Two aspects of the book did surprise. I knew from the pre-publicity that Flanagan was not going to shirk from the utter vileness of the under-resourced, impossible task that befell the slave labourers on the Burma Railway. Its descriptions of the squalid conditions and Japanese cruelty were a test for me – a good friend couldn’t cope and had to skip those pages. I made it through – but it wasn’t pretty. Even in these, though, there is a beauty in the ‘mateship’ between the men – a notion that has been somewhat disrespected in recent times. Surely not now after this book. Of course, I was moved to tears by his portrayal of the privations in the middle sections of the book – it was no surprise to me that I would be. I was forewarned that Flanagan presents the other side as well – in some cases, if not entirely sympathetically, at least there is an understanding there. There is a Japanese – and a touch of Korean – perspective. In doing so – does he makes it easier to forgive?

What I didn’t expect was the sheer readability of the thing. It draws the reader in deep – normal pre-occupations are put aside whilst one devours it. The mind never wanders, causing a reread of paragraphs, one is so immersed. Even though it is not a linear narrative, Flanagan has somehow made it all so seamless. There is real power in the story, not just of the abominations of the jungle camps, but in the parallel magnetism of the affair that is also at the heart of this great Australian novel. As the main protagonist struggles to abide, let alone like, himself, women are drawn to him in the same way as his men were on ‘the Railway’ A novel of this magnitude would usually take me a couple of weeks to complete what with all the other enjoyable attractions of retirement – this, though, took precedence and I flew through it in a couple of sittings.

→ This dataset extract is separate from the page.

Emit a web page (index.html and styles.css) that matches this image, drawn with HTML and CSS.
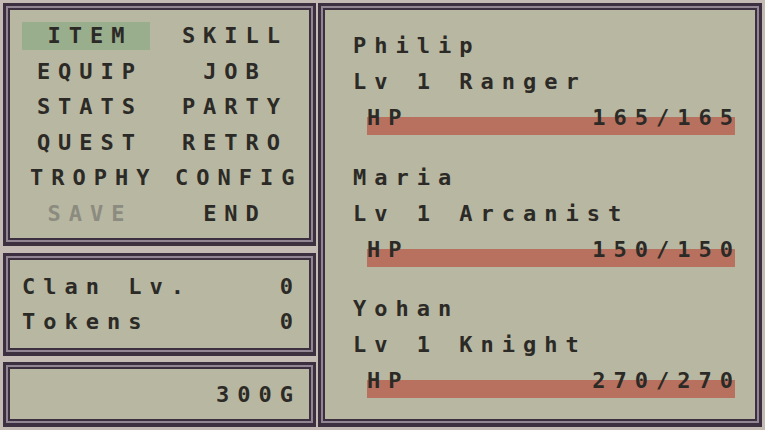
FILE: index.html
```html
<!DOCTYPE html>
<html lang="en">
<head>
  <meta charset="UTF-8">
  <meta name="viewport" content="width=device-width, initial-scale=1.0">
  <title>Menu</title>
  <link rel="stylesheet" href="styles.css">
</head>
<body>
  <div class="screen">
    <div class="left">
      <div class="panel menu">
        <div class="menu-item selected">ITEM</div>
        <div class="menu-item">SKILL</div>
        <div class="menu-item">EQUIP</div>
        <div class="menu-item">JOB</div>
        <div class="menu-item">STATS</div>
        <div class="menu-item">PARTY</div>
        <div class="menu-item">QUEST</div>
        <div class="menu-item">RETRO</div>
        <div class="menu-item">TROPHY</div>
        <div class="menu-item">CONFIG</div>
        <div class="menu-item disabled">SAVE</div>
        <div class="menu-item">END</div>
      </div>

      <div class="panel clan">
        <div class="line"><span>Clan Lv.</span><span class="num">0</span></div>
        <div class="line"><span>Tokens</span><span class="num">0</span></div>
      </div>

      <div class="panel gold">
        <span class="num">300G</span>
      </div>
    </div>

    <div class="panel party">
      <div class="member">
        <div class="line">Philip</div>
        <div class="line">Lv 1 Ranger</div>
        <div class="hp"><span>HP</span><span class="hp-val">165/165</span></div>
      </div>
      <div class="member">
        <div class="line">Maria</div>
        <div class="line">Lv 1 Arcanist</div>
        <div class="hp"><span>HP</span><span class="hp-val">150/150</span></div>
      </div>
      <div class="member">
        <div class="line">Yohan</div>
        <div class="line">Lv 1 Knight</div>
        <div class="hp"><span>HP</span><span class="hp-val">270/270</span></div>
      </div>
    </div>
  </div>
</body>
</html>
```

FILE: styles.css
```css
* {
  box-sizing: border-box;
}
body {
  margin: 0;
  padding: 0;
  background: #c3bbb4;
  font-family: 'DejaVu Sans Mono', 'Liberation Mono', monospace;
  font-size: 22px;
  font-weight: bold;
  letter-spacing: 8px;
  color: #2b2a26;
}
.screen {
  display: flex;
  gap: 2px;
  width: 765px;
  height: 430px;
  padding: 3px 3px 3px 3px;
}
.left {
  display: flex;
  flex-direction: column;
  width: 313px;
}
.panel {
  background: #b8b7a1;
  border: 3px solid #3b2f40;
  border-bottom-width: 4px;
  box-shadow: inset 0 0 0 2px #928694, inset 0 0 0 4px #3b2f40;
}

/* main menu */
.menu {
  height: 243px;
  display: grid;
  grid-template-columns: 128px 128px;
  grid-auto-rows: 28px;
  column-gap: 17px;
  row-gap: 7.6px;
  padding: 16px 0 0 16px;
}
.menu-item {
  text-align: center;
  line-height: 28px;
  padding-left: 8px;
}
.menu-item.selected {
  background: #99ae8d;
}
.menu-item.disabled {
  color: #8c8b80;
}

/* clan + gold */
.clan {
  height: 103px;
  margin-top: 7px;
  padding: 13px 12px 0 16px;
}
.line {
  display: flex;
  justify-content: space-between;
  line-height: 35px;
  height: 35px;
}
.gold {
  height: 65px;
  margin-top: 6px;
  display: flex;
  align-items: center;
  justify-content: flex-end;
  padding-right: 12px;
}

/* party */
.party {
  flex: 1;
  display: flex;
  flex-direction: column;
  gap: 23.5px;
  padding: 22px 0 0 32px;
}
.member .line {
  line-height: 36px;
  height: 36px;
}
.hp {
  display: flex;
  justify-content: space-between;
  width: 368px;
  margin-left: 14px;
  height: 36px;
  line-height: 36px;
  background: linear-gradient(#b8715f, #b8715f) 0 17px / 100% 18px no-repeat;
}
.hp-val {
  margin-right: -6px;
}
```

I went to see a film very early in the year called ‘Armour’ – a story of a hard singular death. That movie has retained a hold on me, not an entirely pleasant one either. I thought there could be no more pitiful going than that old woman’s on that movie screen that night. Of course, there are multiple deaths in ‘The Narrow Road…’ The double one, though, of Darky Gardiner would seemingly be so heart/gut wrenchingly that it would be beyond adjectives – yet Flanagan seems to find them to do justice to the brutality of it. Jack Rainbow’s demise under the surgeon’s knife is almost as potent, if that’s the right word? Then there’s the Japanese fixation on beheading – how the author describes the tantric of it in the mind of one of his Asian characters in particular makes the skin crawl. It is something seemingly beyond human understanding – yet Flanagan somehow makes it comprehensible.

The character whose war provides the fulcrum for the tale survives and presumably is an amalgam of Arch, the author’s own remarkable father, a former ‘slave’; as well as the legendary Weary Dunlop. That he had to make it through another test, albeit a briefer one, was also a surprise to me. It was yet another black periods of time in my island’s dark history – the ’67 bushfires. These are indelibly etched into the minds of all Tasmanians of my vintage when the hills around where I am sitting now scribing this piece were in the grip of dry-heated, gale driven hellfires. Over sixty lives were lost. It was another Hades altogether that the by now the living legend had to summon the strength to come to terms with.

It’s the names – the names of his characters that truly, truly grabbed as well – the range of wonderful appellations were Dickensian in their aptness – Sheephead Morton; Jimmy Bigelow; Rooster MacNiece; Bonox Baker; the priceless Gallipoli von Kessler. Does a woman’s name role off the tongue more sweetly than Amy Mulvaney. No wonder she dominated the great man’s mind with a nomenclature like that! She was his uncle’s wife; his unquenchable passion, despite a more than suitable, if long suffering, wife in Ella.

And finally, is Dorrigo Evans the greatest Australian literary creation this century?